■ **Dataset rows**:
-- Begin --
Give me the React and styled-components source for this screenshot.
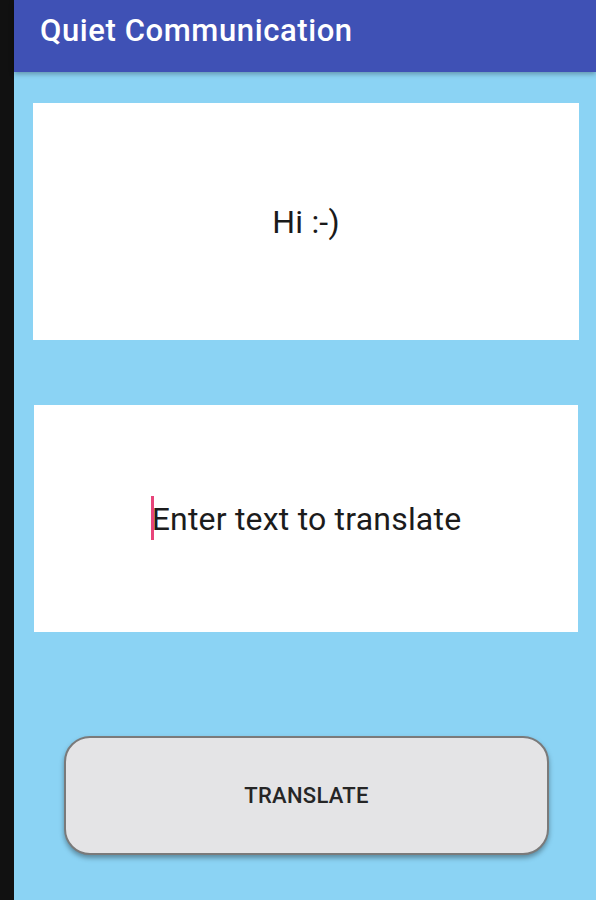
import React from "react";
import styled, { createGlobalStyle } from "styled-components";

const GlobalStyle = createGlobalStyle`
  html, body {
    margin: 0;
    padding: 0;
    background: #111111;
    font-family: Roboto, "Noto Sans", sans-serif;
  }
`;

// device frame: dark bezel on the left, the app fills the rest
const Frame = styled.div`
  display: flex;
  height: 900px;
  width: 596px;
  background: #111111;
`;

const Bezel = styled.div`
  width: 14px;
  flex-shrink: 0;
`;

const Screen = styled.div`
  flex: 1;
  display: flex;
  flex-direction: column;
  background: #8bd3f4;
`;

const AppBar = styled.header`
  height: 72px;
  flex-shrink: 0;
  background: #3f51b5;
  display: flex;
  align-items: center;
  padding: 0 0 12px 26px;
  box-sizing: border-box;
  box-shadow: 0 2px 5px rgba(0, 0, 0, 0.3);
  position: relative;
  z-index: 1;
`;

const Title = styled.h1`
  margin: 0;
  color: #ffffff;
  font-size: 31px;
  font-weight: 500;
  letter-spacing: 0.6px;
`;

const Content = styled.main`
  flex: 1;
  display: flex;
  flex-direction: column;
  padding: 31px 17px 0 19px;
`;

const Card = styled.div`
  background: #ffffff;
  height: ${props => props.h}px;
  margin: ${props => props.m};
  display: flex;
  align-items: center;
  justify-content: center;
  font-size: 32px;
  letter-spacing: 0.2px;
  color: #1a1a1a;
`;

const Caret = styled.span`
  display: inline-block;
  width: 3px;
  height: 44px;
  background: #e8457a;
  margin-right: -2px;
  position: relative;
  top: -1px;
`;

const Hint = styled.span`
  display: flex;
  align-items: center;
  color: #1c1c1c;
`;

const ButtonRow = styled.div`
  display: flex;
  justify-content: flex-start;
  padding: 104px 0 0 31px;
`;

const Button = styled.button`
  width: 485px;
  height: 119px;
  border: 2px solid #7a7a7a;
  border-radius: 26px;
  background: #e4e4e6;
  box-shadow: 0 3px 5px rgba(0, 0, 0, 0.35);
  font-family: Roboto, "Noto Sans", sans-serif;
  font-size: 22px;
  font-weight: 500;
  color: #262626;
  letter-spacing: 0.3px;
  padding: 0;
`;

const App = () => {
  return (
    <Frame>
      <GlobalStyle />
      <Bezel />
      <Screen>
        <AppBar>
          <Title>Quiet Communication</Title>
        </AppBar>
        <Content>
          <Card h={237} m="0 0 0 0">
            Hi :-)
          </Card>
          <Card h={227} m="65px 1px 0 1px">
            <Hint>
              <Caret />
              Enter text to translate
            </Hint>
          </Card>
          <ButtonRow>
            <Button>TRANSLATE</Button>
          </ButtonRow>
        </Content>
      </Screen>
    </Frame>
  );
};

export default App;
-- End --
-- Begin --
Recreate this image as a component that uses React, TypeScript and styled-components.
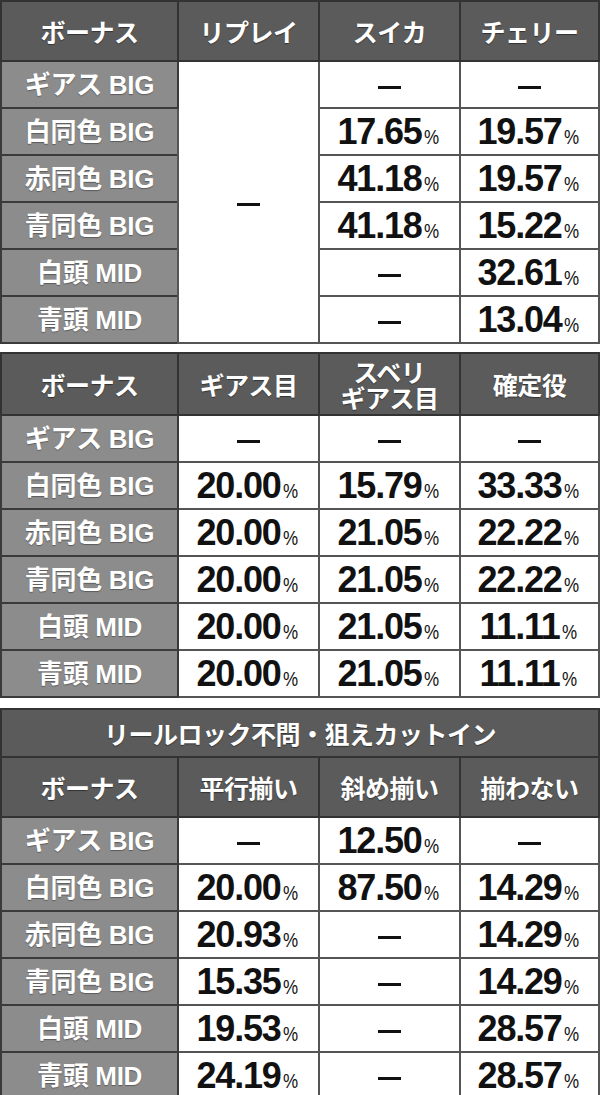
-- End --
-- Begin --
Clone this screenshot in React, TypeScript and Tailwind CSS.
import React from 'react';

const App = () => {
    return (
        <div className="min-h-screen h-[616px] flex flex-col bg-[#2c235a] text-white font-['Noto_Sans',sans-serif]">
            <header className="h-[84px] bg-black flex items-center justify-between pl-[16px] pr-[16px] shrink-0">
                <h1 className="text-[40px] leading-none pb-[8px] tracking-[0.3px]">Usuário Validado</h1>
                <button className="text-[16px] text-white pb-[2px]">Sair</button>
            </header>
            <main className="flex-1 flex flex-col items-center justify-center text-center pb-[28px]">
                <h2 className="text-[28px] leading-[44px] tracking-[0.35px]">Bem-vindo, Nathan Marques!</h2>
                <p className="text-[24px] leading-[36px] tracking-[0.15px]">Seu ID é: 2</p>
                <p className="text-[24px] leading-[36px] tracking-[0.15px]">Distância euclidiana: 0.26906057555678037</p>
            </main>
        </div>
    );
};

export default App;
-- End --
■ **What you will do**: Exactly the lines from the line that has "Clone this screenshot" through the line that has "import React from 'react';" are to be repeated, both included, with nothing added.

■ **Worked solution**:
Clone this screenshot in React, TypeScript and Tailwind CSS.
import React from 'react';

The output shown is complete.